La BIS a lancé en 2023 un cycle de conférences ÉcoloBIS, dans l’objectif de diffuser l’actualité de la recherche en sciences humaines et sociales autour des questions environnementales, écologiques et climatiques, et de contribuer au débat sur leurs enjeux au sein du monde universitaire. Une réflexion est également portée sur le fonctionnement interne de la bibliothèque en termes de réduction d’empreinte carbone et de mise en place de pratiques de sobriété numérique. Dans le cadre d’ÉcoloBIS, une rencontre sur les questions de mobilités et changements climatiques notamment dans les politiques publiques en France a été organisée à la bibliothèque de Géographie de l’Institut de Géographie de la Sorbonne, en collaboration avec les Éditions de la Sorbonne. Jean-Baptiste Frétigny, maître de conférences en géographie à CY Cergy Paris Université, et chercheur associé à l'UMR Géographie-cités et Caroline Bouloc, docteure en géographie sociale, ont présenté leur ouvrage Mobilités et changement climatique : quelles politiques en France ? coécrit avec Laure Cazeaux et Pierre Bocquillon. Dans un contexte d’urgence climatique, le but était de réfléchir aux possibilités de réduction d’empreinte carbone (décarbonation) en se focalisant sur les mobilités et donc, le secteur des transports. En France, le secteur des transports est celui qui contribue le plus aux émissions de gaz à effet de serre (GES) : il représente 31% de l’ensemble des émissions françaises de GES. En analysant la situation par le prisme de différents acteurs (médias, acteurs publics, privés, société civile) et à différentes échelles (régionale, nationale, européenne), les quatre chercheurs et chercheuses ont constaté que cet objectif de décarbonation du secteur des transports était partiellement présent dans les politiques publiques françaises. En revanche, d’autres acteurs se mobilisent davantage comme les ONG et la société civile qui œuvrent pour une transition écologique plus efficace.

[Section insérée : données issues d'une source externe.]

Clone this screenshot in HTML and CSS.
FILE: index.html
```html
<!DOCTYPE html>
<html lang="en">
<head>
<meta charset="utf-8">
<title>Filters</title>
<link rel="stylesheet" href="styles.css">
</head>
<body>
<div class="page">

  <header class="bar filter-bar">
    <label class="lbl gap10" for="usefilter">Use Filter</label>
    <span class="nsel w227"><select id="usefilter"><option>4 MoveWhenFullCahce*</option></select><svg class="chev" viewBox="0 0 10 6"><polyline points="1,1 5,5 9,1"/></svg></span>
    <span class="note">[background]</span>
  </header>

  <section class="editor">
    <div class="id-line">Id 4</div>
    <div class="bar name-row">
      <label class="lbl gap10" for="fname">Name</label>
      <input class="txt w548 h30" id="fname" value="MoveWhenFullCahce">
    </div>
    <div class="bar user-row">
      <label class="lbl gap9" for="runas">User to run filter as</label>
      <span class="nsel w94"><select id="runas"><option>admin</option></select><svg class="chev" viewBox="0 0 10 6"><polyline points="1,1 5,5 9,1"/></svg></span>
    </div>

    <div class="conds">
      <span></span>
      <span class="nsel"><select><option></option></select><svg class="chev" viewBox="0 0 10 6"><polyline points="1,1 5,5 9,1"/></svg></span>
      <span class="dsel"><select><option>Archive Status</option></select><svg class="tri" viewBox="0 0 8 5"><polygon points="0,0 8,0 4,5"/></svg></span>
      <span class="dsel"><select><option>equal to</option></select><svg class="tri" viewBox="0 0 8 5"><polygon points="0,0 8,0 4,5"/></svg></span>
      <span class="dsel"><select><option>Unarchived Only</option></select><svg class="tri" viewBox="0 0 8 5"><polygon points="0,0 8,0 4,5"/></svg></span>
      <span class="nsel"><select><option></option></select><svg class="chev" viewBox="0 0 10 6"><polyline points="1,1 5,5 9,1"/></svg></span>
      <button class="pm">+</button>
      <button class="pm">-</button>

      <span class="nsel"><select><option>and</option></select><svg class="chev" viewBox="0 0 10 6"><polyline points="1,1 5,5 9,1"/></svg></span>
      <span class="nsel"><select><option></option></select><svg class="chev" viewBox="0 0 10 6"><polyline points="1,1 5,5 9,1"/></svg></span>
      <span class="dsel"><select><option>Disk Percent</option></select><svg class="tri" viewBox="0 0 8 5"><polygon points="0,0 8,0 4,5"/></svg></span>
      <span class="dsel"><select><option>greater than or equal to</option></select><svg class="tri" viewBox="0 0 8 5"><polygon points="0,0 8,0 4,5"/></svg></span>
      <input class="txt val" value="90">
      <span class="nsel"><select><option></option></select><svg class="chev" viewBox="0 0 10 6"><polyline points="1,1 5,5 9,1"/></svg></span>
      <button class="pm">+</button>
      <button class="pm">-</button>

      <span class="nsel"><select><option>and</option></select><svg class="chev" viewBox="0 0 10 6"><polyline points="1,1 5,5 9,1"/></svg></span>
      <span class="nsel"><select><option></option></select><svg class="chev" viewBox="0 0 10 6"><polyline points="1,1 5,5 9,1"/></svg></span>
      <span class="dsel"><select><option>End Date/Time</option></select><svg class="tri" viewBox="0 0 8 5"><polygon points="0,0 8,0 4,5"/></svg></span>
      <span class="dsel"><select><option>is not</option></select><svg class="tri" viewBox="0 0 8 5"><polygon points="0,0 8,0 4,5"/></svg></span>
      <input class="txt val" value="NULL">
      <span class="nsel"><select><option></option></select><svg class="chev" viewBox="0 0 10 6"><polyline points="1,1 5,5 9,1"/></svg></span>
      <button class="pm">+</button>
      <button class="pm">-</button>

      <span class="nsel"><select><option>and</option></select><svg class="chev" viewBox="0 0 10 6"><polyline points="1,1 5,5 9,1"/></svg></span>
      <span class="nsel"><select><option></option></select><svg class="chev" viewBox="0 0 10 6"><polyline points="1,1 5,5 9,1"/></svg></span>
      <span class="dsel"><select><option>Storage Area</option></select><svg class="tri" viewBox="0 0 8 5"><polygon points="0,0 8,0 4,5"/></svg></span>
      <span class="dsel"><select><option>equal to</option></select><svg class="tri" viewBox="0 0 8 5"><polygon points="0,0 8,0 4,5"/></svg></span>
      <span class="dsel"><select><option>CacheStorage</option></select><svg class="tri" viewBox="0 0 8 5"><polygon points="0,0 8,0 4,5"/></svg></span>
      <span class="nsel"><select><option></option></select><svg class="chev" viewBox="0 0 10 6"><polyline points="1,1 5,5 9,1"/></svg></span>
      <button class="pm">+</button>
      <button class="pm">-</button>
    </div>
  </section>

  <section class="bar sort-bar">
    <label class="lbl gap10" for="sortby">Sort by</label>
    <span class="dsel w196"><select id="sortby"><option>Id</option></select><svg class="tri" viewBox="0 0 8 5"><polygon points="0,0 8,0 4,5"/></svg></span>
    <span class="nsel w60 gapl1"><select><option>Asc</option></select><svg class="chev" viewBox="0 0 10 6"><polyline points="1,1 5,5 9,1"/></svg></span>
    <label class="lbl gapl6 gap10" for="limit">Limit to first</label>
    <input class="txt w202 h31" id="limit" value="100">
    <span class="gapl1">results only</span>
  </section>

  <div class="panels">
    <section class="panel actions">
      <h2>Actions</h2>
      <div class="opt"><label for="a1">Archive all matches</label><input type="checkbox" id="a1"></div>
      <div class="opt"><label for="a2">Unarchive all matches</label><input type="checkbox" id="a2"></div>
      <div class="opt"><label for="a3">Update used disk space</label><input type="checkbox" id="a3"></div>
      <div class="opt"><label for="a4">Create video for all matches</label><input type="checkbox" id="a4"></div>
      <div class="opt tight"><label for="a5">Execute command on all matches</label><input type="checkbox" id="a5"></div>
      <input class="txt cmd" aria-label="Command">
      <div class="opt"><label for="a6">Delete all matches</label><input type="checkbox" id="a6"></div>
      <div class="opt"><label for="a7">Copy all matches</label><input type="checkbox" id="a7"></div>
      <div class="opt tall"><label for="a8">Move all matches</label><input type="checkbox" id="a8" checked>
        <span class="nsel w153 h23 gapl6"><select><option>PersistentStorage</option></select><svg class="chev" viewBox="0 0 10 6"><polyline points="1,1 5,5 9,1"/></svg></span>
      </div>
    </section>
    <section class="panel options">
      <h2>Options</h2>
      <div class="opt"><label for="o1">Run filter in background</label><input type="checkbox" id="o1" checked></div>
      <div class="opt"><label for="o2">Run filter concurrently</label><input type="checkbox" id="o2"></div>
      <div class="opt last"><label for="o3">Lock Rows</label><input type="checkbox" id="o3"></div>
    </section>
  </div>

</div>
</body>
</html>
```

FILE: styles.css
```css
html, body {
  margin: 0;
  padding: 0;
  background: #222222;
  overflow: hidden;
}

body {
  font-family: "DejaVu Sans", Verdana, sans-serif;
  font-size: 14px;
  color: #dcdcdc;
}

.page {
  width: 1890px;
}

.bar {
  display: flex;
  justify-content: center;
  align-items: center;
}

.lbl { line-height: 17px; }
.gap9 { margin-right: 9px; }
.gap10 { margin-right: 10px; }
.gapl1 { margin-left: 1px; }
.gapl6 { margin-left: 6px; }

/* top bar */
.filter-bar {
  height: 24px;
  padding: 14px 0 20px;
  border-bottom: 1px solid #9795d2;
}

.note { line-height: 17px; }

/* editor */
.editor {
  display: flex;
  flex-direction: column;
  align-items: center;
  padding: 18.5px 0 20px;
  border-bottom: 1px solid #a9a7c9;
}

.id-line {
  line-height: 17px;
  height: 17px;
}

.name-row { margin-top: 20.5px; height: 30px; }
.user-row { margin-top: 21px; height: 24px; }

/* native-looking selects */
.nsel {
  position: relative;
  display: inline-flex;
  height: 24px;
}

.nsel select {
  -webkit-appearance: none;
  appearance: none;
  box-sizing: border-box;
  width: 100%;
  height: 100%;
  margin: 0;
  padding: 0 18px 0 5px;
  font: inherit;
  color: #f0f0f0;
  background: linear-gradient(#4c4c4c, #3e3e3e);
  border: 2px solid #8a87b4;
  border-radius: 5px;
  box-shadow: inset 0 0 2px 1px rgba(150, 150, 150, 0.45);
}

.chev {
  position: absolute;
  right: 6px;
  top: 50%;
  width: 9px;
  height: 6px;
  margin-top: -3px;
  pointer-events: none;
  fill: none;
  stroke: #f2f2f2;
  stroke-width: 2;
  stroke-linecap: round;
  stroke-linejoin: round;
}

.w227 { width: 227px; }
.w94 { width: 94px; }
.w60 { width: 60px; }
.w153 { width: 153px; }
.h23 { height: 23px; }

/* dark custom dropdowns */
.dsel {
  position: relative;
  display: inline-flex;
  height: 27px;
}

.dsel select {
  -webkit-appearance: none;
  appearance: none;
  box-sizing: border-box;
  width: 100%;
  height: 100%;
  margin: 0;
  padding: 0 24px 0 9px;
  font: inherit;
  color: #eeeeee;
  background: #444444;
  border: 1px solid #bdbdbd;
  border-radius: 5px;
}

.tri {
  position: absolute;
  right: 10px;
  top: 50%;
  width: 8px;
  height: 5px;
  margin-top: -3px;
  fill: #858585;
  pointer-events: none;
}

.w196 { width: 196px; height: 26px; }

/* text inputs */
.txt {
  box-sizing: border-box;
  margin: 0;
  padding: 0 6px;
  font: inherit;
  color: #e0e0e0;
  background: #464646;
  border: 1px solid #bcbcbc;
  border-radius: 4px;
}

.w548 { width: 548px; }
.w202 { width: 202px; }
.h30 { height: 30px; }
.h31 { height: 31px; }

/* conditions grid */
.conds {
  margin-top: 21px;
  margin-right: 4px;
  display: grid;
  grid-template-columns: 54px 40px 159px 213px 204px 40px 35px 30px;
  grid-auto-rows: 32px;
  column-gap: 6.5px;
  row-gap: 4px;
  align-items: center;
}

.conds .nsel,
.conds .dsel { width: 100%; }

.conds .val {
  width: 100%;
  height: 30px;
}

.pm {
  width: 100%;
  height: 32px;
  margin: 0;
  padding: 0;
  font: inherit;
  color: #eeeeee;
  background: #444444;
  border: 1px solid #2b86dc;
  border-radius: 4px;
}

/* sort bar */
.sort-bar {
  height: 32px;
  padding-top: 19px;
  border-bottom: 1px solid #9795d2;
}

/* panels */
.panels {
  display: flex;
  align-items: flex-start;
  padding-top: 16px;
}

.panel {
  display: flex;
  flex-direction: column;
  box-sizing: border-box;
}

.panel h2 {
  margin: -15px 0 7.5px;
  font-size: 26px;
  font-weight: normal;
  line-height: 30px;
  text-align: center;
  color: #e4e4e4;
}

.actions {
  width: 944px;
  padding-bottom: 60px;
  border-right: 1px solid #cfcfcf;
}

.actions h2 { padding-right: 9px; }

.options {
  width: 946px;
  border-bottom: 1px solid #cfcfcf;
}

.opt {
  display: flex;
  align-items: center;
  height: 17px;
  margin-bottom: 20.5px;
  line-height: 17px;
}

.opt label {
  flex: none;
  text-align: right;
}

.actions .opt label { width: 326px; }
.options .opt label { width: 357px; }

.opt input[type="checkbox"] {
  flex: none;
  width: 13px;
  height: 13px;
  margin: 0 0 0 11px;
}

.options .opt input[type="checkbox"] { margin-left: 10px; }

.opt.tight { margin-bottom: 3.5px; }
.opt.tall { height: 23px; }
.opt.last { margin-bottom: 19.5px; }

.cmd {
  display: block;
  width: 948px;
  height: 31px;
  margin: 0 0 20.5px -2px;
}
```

Sur la faille, l’Islande à la croisée des défis contemporains
La deuxième rencontre s’est déroulée dans la bibliothèque nordique, un des trois fonds de la bibliothèque Sainte-Geneviève. La bibliothèque nordique possède le fonds sur les langues et les civilisations d’Europe du Nord le plus important au monde, lieu idéal pour accueillir une conférence sur l’Islande, à la croisée des défis contemporains. Son Excellence Madame Unnur Orradóttir-Ramette, ambassadrice d’Islande en France et représentante permanente de l’Islande auprès de l’OCDE a rappelé que l’Islande était un des pays les plus emblématiques pour parler de faille. En effet, l’Islande possède un contexte géologique particulier. Le volcanisme actif de l’île a entraîné la création d’une faille volcanique qui traverse le pays. Ce contexte géologique est particulièrement lié aux questions de transition énergétique et écologique. Cependant, les défis actuels de l’Islande sont aussi géopolitiques. La nécessité de coopération entre états et entre individus a été mise en avant par Madame l’ambassadrice. L’Islande étant un pays de petite taille, il peut être considéré comme un prisme du contexte géopolitique actuel. Michel Sallé, docteur en études politiques et spécialiste de l’Islande contemporaine a insisté sur la nécessité pour l’Islande de rester ouverte au monde. La faille de l’Islande est d’abord volcanique mais elle existe aussi par la quasi-absence de ressources naturelles, la faible densité de population et l’aspect insulaire du pays. Pour exister et garder cette ouverture sur le monde, les Islandais et Islandaises ont profité de cette culture unique. Katrin Timonen, étudiante finno-islandaise en master à Sciences Po a pu partager son témoignage sur la culture islandaise.
La faille, un outil pour la création artistique
Sorbonne Artgallery en partenariat avec les collectifs des ou-x-po a imaginé l’exposition collective « Compléments sous contraintes » qui rassemble des œuvres de différentes branches actuelles du mouvement littéraire historique Oulipo (Ouvroir de littérature potentielle) en mettant en valeur plusieurs formes d’art : la photographie, la peinture, la bande dessinée, etc. La faille est interprétée ici comme contrainte : l’idée était de montrer comment il est possible de pousser les limites de la création artistique en la conjuguant aux contraintes. Elles apparaissent alors comme un enrichissement pour de nouvelles formes de créativité. L’exposition s’est tenue dans divers lieux du centre Panthéon de l’université Paris 1 Panthéon-Sorbonne : la Galerie Soufflot et la cour intérieure du centre Panthéon. Elle a également donné lieu à une journée d’études « La galaxie des ouvroirs en Sorbonne » réalisée le 5 octobre dernier par l’université Paris 1 Panthéon-Sorbonne et l’université Paris Cité, un moyen de montrer que les activités de recherche sont indissociables de la création.